Pentingnya Pembuktian Unsur Pidana dalam Menjerat Penyebar Hoaks
Berita

Pentingnya Pembuktian Unsur Pidana dalam Menjerat Penyebar Hoaks

​​​​​​​Antara lain apakah informasi yang disampaikan itu menimbulkan permusuhan dan kebencian di masyarakat, atau tanpa hak untuk menyebarkan informasi itu.

Oleh:
Ady Thea DA
Bacaan 2 Menit

 

Pakar hukum pidana Universitas Padjajaran, Yesmi Anwar, mengatakan, harus ditelusuri lebih jauh lagi untuk menilai apakah suatu perbuatan itu tergolong pidana atau tidak. Misalnya, apakah perbuatan yang dilakukan itu memenuhi unsur pidana sebagaimana diatur dalam UU. Dalam kasus kebohongan publik, ini berlaku untuk orang yang memiliki jabatan publik.

 

Untuk pihak yang tidak menyandang jabatan publik, harus diukur apakah kebohongan yang dilakukan itu sampai mengganggu ketertiban umum? “Menurut saya ukurannya harus jelas untuk menentukan apakah seseorang melakukan tindak pidana atau tidak,” urai Yesmi.

 

Mengenai laporan yang dilakukan terhadap Ratna dkk, Yesmi mengatakan, itu boleh saja karena prinsipnya aparat kepolisian menerima semua laporan masyarakat. Tapi dalam prosesnya nanti aparat akan memilah apakah laporan itu bisa ditingkatkan atau tidak untuk berlanjut prosesnya dari penyelidikan, penyidikan sampai pengadilan. “Intinya belum bisa dibilang Ratna melakukan pidana atau belum karena harus ditelusuri dulu lebih lanjut,” tegasnya.

 

Dosen Fakultas Hukum Universitas Pelita Harapan, Jamin Ginting, menjelaskan pasal 28 ayat (2) UU ITE menyebut setiap orang dengan sengaja dan tanpa hak menyebarkan informasi yang ditujukan untuk menimbulkan rasa kebencian atau permusuhan individu dan/atau kelompok masyarakat tertentu berdasarkan atas suku, agama, ras, dan antar golongan (SARA). Dalam kasus ini, sebelum mengaku berbohong, Ratna telah konsisten mengungkapkan penganiayaan yang dialaminya baik kepada media dan pihak lain.

 

“Konsistensi itu yang dalam pidana disebut ada intention atau niat untuk menyebarkan informasi yang tidak benar. Perlu di lihat lagi apakah dalam informasi itu adakah unsur menimbulkan kebencian atau permusuhan di kalangan masyarakat,” papar mantan calon pimpinan KPK itu.

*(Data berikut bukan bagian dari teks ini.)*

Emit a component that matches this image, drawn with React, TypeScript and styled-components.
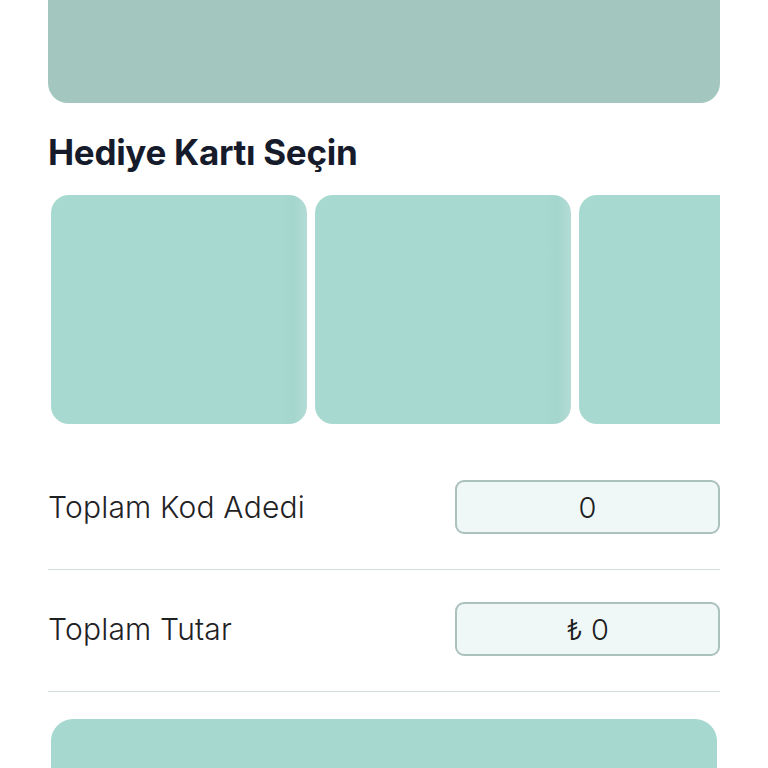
import styled, { createGlobalStyle } from 'styled-components';

const GlobalStyle = createGlobalStyle`
  body {
    margin: 0;
    background: #ffffff;
    font-family: Inter, "Noto Sans", sans-serif;
    color: #1b1f2a;
  }
`;

const cards = [1, 2, 3];

const rows = [
  { label: 'Toplam Kod Adedi', value: '0' },
  { label: 'Toplam Tutar', value: '₺ 0' },
];

export default function App() {
  return (
    <>
      <GlobalStyle />
      <Page>
        <Banner />
        <Title>Hediye Kartı Seçin</Title>
        <CardStrip>
          {cards.map((c) => (
            <GiftCard key={c} />
          ))}
        </CardStrip>
        <Summary>
          {rows.map((row) => (
            <SummaryRow key={row.label}>
              <Label>{row.label}</Label>
              <ValueBox>{row.value}</ValueBox>
            </SummaryRow>
          ))}
        </Summary>
        <SubmitButton />
      </Page>
    </>
  );
}

const Page = styled.div`
  padding: 0 48px;
  height: 768px;
  overflow: hidden;
  display: flex;
  flex-direction: column;
`;

const Banner = styled.div`
  height: 103px;
  flex-shrink: 0;
  background: #a3c7be;
  border-radius: 0 0 20px 20px;
`;

const Title = styled.h2`
  margin: 28px 0 22px;
  font-size: 35px;
  line-height: 1.2;
  font-weight: 700;
  letter-spacing: -0.3px;
  color: #161b2b;
`;

const CardStrip = styled.div`
  display: flex;
  gap: 8px;
  padding-left: 3px;
  overflow: hidden;
  flex-shrink: 0;
`;

const GiftCard = styled.div`
  flex: 0 0 256px;
  height: 229px;
  border-radius: 18px;
  background: linear-gradient(
    to right,
    #a7d9d0 0%,
    #a7d9d0 90%,
    #a5d6cd 95%,
    #b3dcd5 100%
  );
`;

const Summary = styled.div`
  margin-top: 24px;
  display: flex;
  flex-direction: column;
`;

const SummaryRow = styled.div`
  display: flex;
  align-items: center;
  justify-content: space-between;
  padding: 32px 0 35px;
  border-bottom: 1px solid #d5dddc;
`;

const Label = styled.span`
  font-size: 30px;
  font-weight: 300;
  letter-spacing: 0.2px;
  color: #1f2224;
`;

const ValueBox = styled.div`
  width: 265px;
  height: 54px;
  box-sizing: border-box;
  border: 2px solid #aac1bd;
  border-radius: 9px;
  background: #f0f8f7;
  display: flex;
  align-items: center;
  justify-content: center;
  font-size: 29px;
  font-weight: 300;
  color: #1d2022;
`;

const SubmitButton = styled.div`
  margin: 27px 3px 0;
  height: 80px;
  flex-shrink: 0;
  border-radius: 22px;
  background: #a6d8cf;
`;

Selain itu Jamin menyoroti frasa ‘setiap orang dengan sengaja dan tanpa hak menyebarkan informasi.’ Menurutnya, frasa itu menyangkut eksistensi apakah orang tersebut berwenang atau tidak menyebarkan informasi yang bersangkutan. Frasa ini menurutnya ‘aneh’ karena sifatnya pribadi dan berpotensi menyulitkan penyidik untuk menelusurinya.

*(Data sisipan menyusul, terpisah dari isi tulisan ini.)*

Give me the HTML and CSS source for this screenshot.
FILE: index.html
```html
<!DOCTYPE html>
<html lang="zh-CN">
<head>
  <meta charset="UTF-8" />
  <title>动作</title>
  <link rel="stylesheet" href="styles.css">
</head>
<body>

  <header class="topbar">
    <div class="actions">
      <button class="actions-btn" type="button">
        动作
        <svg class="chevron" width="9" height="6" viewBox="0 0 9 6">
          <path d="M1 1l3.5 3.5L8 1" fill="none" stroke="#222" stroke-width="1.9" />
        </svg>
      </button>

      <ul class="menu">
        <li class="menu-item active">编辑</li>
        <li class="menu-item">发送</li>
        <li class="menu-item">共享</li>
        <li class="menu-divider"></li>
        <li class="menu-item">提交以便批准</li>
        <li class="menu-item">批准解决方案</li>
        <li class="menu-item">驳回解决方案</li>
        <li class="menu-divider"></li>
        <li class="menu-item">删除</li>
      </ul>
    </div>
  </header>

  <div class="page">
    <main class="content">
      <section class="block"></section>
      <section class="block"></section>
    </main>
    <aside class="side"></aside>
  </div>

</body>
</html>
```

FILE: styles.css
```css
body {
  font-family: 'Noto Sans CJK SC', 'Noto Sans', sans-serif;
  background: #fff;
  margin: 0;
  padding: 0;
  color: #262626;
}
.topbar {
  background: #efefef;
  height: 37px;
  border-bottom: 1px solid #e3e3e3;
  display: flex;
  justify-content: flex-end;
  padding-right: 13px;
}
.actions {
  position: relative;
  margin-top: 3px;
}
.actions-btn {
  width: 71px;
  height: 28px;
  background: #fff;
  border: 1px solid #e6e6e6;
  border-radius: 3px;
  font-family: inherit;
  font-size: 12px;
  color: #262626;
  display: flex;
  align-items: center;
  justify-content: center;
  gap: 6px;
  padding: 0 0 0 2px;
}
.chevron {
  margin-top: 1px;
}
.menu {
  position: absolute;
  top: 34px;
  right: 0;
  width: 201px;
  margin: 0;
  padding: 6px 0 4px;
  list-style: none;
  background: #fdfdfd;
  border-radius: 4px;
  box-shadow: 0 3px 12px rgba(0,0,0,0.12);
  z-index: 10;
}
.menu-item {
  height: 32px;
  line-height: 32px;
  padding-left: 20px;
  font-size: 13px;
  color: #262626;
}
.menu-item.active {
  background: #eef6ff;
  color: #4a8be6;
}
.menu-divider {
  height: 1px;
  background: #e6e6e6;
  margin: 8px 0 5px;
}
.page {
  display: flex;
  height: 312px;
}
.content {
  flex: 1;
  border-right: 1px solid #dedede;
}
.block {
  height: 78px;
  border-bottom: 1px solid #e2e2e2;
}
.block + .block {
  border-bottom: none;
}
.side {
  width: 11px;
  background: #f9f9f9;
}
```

Staf Pengajar STHI Jentera, Miko Ginting, berpendapat kasus ini masuk dalam delik penyebaran berita bohong, menyesatkan, dan tidak lengkap. Tapi perlu diingat, perbuatan ini harus menimbulkan akibat yakni menyebabkan terjadinya keonaran. Ketentuan ini diatur dalam pasal 14 dan 15 UU No.1 Tahun 1946. “Yang menentukan terjadi keonaran atau tidak itu penuntut umum di persidangan dan diputus hakim,” ujarnya.